## RAW DATA

## Start

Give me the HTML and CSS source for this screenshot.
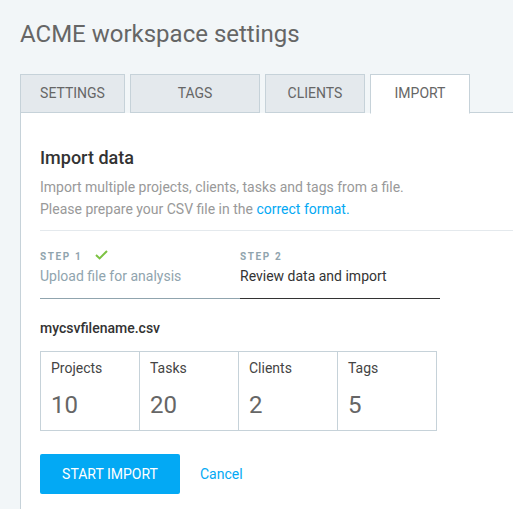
FILE: index.html
```html
<!DOCTYPE html>
<html>
<head>
<meta charset="utf-8">
<link rel="stylesheet" href="styles.css">
</head>
<body>
<div class="page">
  <h1 class="title">ACME workspace settings</h1>
  <div class="tabs">
    <div class="tab tab-settings">SETTINGS</div>
    <div class="tab tab-tags">TAGS</div>
    <div class="tab tab-clients">CLIENTS</div>
    <div class="tab tab-import active">IMPORT</div>
    <div class="tab-rest"></div>
  </div>
  <div class="panel">
    <h2 class="heading">Import data</h2>
    <p class="desc">Import multiple projects, clients, tasks and tags from a file.<br>Please prepare your CSV file in the <a class="link" href="#">correct format.</a></p>
    <div class="divider"></div>
    <div class="steps">
      <div class="step done">
        <div class="step-label"><span>STEP 1</span>
          <svg class="check" width="13" height="10" viewBox="0 0 13 10"><path d="M1 5 L4.6 8.4 L12 1" fill="none" stroke="#7cc242" stroke-width="2"/></svg>
        </div>
        <div class="step-name">Upload file for analysis</div>
      </div>
      <div class="step current">
        <div class="step-label"><span>STEP 2</span></div>
        <div class="step-name">Review data and import</div>
      </div>
    </div>
    <div class="filename">mycsvfilename.csv</div>
    <div class="stats">
      <div class="stat"><div class="stat-label">Projects</div><div class="stat-num">10</div></div>
      <div class="stat"><div class="stat-label">Tasks</div><div class="stat-num">20</div></div>
      <div class="stat"><div class="stat-label">Clients</div><div class="stat-num">2</div></div>
      <div class="stat"><div class="stat-label">Tags</div><div class="stat-num">5</div></div>
    </div>
    <div class="actions">
      <button class="btn">START IMPORT</button>
      <a class="cancel" href="#">Cancel</a>
    </div>
  </div>
</div>
</body>
</html>
```
FILE: styles.css
```css
* { box-sizing: border-box; }
html, body { margin: 0; padding: 0; }
body {
  background: #f2f6f8;
  font-family: Roboto, "Liberation Sans", sans-serif;
  width: 513px;
  height: 509px;
  overflow: hidden;
}
.page { padding: 20px 0 0 20px; }
.title {
  margin: 0;
  font-size: 24px;
  font-weight: 400;
  color: #666;
  line-height: 28px;
  height: 54px;
}
.tabs {
  display: flex;
  align-items: flex-end;
  height: 39px;
}
.tab {
  height: 39px;
  border: 1px solid #c6d2d9;
  background: #e4e9ed;
  color: #666;
  font-size: 14px;
  display: flex;
  align-items: center;
  justify-content: center;
  margin-right: 5px;
  padding-bottom: 1px;
}
.tab-settings { width: 105px; }
.tab-tags { width: 130px; }
.tab-clients { width: 100px; }
.tab-import { width: 100px; margin-right: 0; }
.tab.active {
  background: #fff;
  border-bottom-color: #fff;
  height: 40px;
  margin-bottom: -1px;
  padding-bottom: 2px;
  position: relative;
}
.tab-rest {
  flex: 1;
  border-bottom: 1px solid #c6d2d9;
  height: 39px;
}
.panel {
  background: #fff;
  border-left: 1px solid #c6d2d9;
  padding: 34px 0 30px 19px;
  min-height: 400px;
}
.heading {
  margin: 0;
  font-size: 18px;
  font-weight: 500;
  color: #333;
  line-height: 22px;
}
.desc {
  margin: 7px 0 0 0;
  font-size: 14px;
  line-height: 22px;
  color: #999;
}
.link { color: #03a9f4; text-decoration: none; }
.divider {
  height: 1px;
  background: #e4e9ed;
  margin-top: 10px;
}
.steps {
  display: flex;
  margin-top: 19px;
}
.step {
  width: 200px;
  padding-bottom: 13px;
  border-bottom: 1px solid #90a4ae;
}
.step.current { border-bottom-color: #333; }
.step-label {
  font-size: 10px;
  font-weight: 700;
  letter-spacing: 1.6px;
  color: #90a4ae;
  line-height: 14px;
  display: flex;
  align-items: center;
}
.check { margin-left: 13px; margin-top: -5px; }
.step-name {
  margin-top: 3px;
  font-size: 14px;
  line-height: 18px;
  color: #90a4ae;
}
.step.current .step-name { color: #333; }
.filename {
  margin-top: 20px;
  font-size: 14px;
  font-weight: 500;
  color: #333;
  line-height: 18px;
}
.stats {
  display: flex;
  width: 397px;
  margin-top: 14px;
  border: 1px solid #c6d2d9;
}
.stat {
  flex: 1;
  height: 78px;
  padding: 7px 10px 0 10px;
  border-left: 1px solid #c6d2d9;
}
.stat:first-child { border-left: none; }
.stat-label {
  font-size: 14px;
  color: #444;
  line-height: 18px;
}
.stat-num {
  margin-top: 13px;
  font-size: 24px;
  color: #666;
  line-height: 30px;
}
.actions {
  display: flex;
  align-items: center;
  margin-top: 23px;
}
.btn {
  width: 140px;
  height: 40px;
  border: none;
  border-radius: 2px;
  background: #03a9f4;
  color: #fff;
  font-family: Roboto, "Liberation Sans", sans-serif;
  font-size: 14px;
  padding: 0;
}
.cancel {
  margin-left: 20px;
  color: #03a9f4;
  font-size: 14px;
  text-decoration: none;
}
```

## End

## WRITTEN TASK
Repeat the material above verbatim. Leave the pictures behind.

## RESPONSE TO THE TASK
Give me the HTML and CSS source for this screenshot.
FILE: index.html
```html
<!DOCTYPE html>
<html>
<head>
<meta charset="utf-8">
<link rel="stylesheet" href="styles.css">
</head>
<body>
<div class="page">
  <h1 class="title">ACME workspace settings</h1>
  <div class="tabs">
    <div class="tab tab-settings">SETTINGS</div>
    <div class="tab tab-tags">TAGS</div>
    <div class="tab tab-clients">CLIENTS</div>
    <div class="tab tab-import active">IMPORT</div>
    <div class="tab-rest"></div>
  </div>
  <div class="panel">
    <h2 class="heading">Import data</h2>
    <p class="desc">Import multiple projects, clients, tasks and tags from a file.<br>Please prepare your CSV file in the <a class="link" href="#">correct format.</a></p>
    <div class="divider"></div>
    <div class="steps">
      <div class="step done">
        <div class="step-label"><span>STEP 1</span>
          <svg class="check" width="13" height="10" viewBox="0 0 13 10"><path d="M1 5 L4.6 8.4 L12 1" fill="none" stroke="#7cc242" stroke-width="2"/></svg>
        </div>
        <div class="step-name">Upload file for analysis</div>
      </div>
      <div class="step current">
        <div class="step-label"><span>STEP 2</span></div>
        <div class="step-name">Review data and import</div>
      </div>
    </div>
    <div class="filename">mycsvfilename.csv</div>
    <div class="stats">
      <div class="stat"><div class="stat-label">Projects</div><div class="stat-num">10</div></div>
      <div class="stat"><div class="stat-label">Tasks</div><div class="stat-num">20</div></div>
      <div class="stat"><div class="stat-label">Clients</div><div class="stat-num">2</div></div>
      <div class="stat"><div class="stat-label">Tags</div><div class="stat-num">5</div></div>
    </div>
    <div class="actions">
      <button class="btn">START IMPORT</button>
      <a class="cancel" href="#">Cancel</a>
    </div>
  </div>
</div>
</body>
</html>
```
FILE: styles.css
```css
* { box-sizing: border-box; }
html, body { margin: 0; padding: 0; }
body {
  background: #f2f6f8;
  font-family: Roboto, "Liberation Sans", sans-serif;
  width: 513px;
  height: 509px;
  overflow: hidden;
}
.page { padding: 20px 0 0 20px; }
.title {
  margin: 0;
  font-size: 24px;
  font-weight: 400;
  color: #666;
  line-height: 28px;
  height: 54px;
}
.tabs {
  display: flex;
  align-items: flex-end;
  height: 39px;
}
.tab {
  height: 39px;
  border: 1px solid #c6d2d9;
  background: #e4e9ed;
  color: #666;
  font-size: 14px;
  display: flex;
  align-items: center;
  justify-content: center;
  margin-right: 5px;
  padding-bottom: 1px;
}
.tab-settings { width: 105px; }
.tab-tags { width: 130px; }
.tab-clients { width: 100px; }
.tab-import { width: 100px; margin-right: 0; }
.tab.active {
  background: #fff;
  border-bottom-color: #fff;
  height: 40px;
  margin-bottom: -1px;
  padding-bottom: 2px;
  position: relative;
}
.tab-rest {
  flex: 1;
  border-bottom: 1px solid #c6d2d9;
  height: 39px;
}
.panel {
  background: #fff;
  border-left: 1px solid #c6d2d9;
  padding: 34px 0 30px 19px;
  min-height: 400px;
}
.heading {
  margin: 0;
  font-size: 18px;
  font-weight: 500;
  color: #333;
  line-height: 22px;
}
.desc {
  margin: 7px 0 0 0;
  font-size: 14px;
  line-height: 22px;
  color: #999;
}
.link { color: #03a9f4; text-decoration: none; }
.divider {
  height: 1px;
  background: #e4e9ed;
  margin-top: 10px;
}
.steps {
  display: flex;
  margin-top: 19px;
}
.step {
  width: 200px;
  padding-bottom: 13px;
  border-bottom: 1px solid #90a4ae;
}
.step.current { border-bottom-color: #333; }
.step-label {
  font-size: 10px;
  font-weight: 700;
  letter-spacing: 1.6px;
  color: #90a4ae;
  line-height: 14px;
  display: flex;
  align-items: center;
}
.check { margin-left: 13px; margin-top: -5px; }
.step-name {
  margin-top: 3px;
  font-size: 14px;
  line-height: 18px;
  color: #90a4ae;
}
.step.current .step-name { color: #333; }
.filename {
  margin-top: 20px;
  font-size: 14px;
  font-weight: 500;
  color: #333;
  line-height: 18px;
}
.stats {
  display: flex;
  width: 397px;
  margin-top: 14px;
  border: 1px solid #c6d2d9;
}
.stat {
  flex: 1;
  height: 78px;
  padding: 7px 10px 0 10px;
  border-left: 1px solid #c6d2d9;
}
.stat:first-child { border-left: none; }
.stat-label {
  font-size: 14px;
  color: #444;
  line-height: 18px;
}
.stat-num {
  margin-top: 13px;
  font-size: 24px;
  color: #666;
  line-height: 30px;
}
.actions {
  display: flex;
  align-items: center;
  margin-top: 23px;
}
.btn {
  width: 140px;
  height: 40px;
  border: none;
  border-radius: 2px;
  background: #03a9f4;
  color: #fff;
  font-family: Roboto, "Liberation Sans", sans-serif;
  font-size: 14px;
  padding: 0;
}
.cancel {
  margin-left: 20px;
  color: #03a9f4;
  font-size: 14px;
  text-decoration: none;
}
```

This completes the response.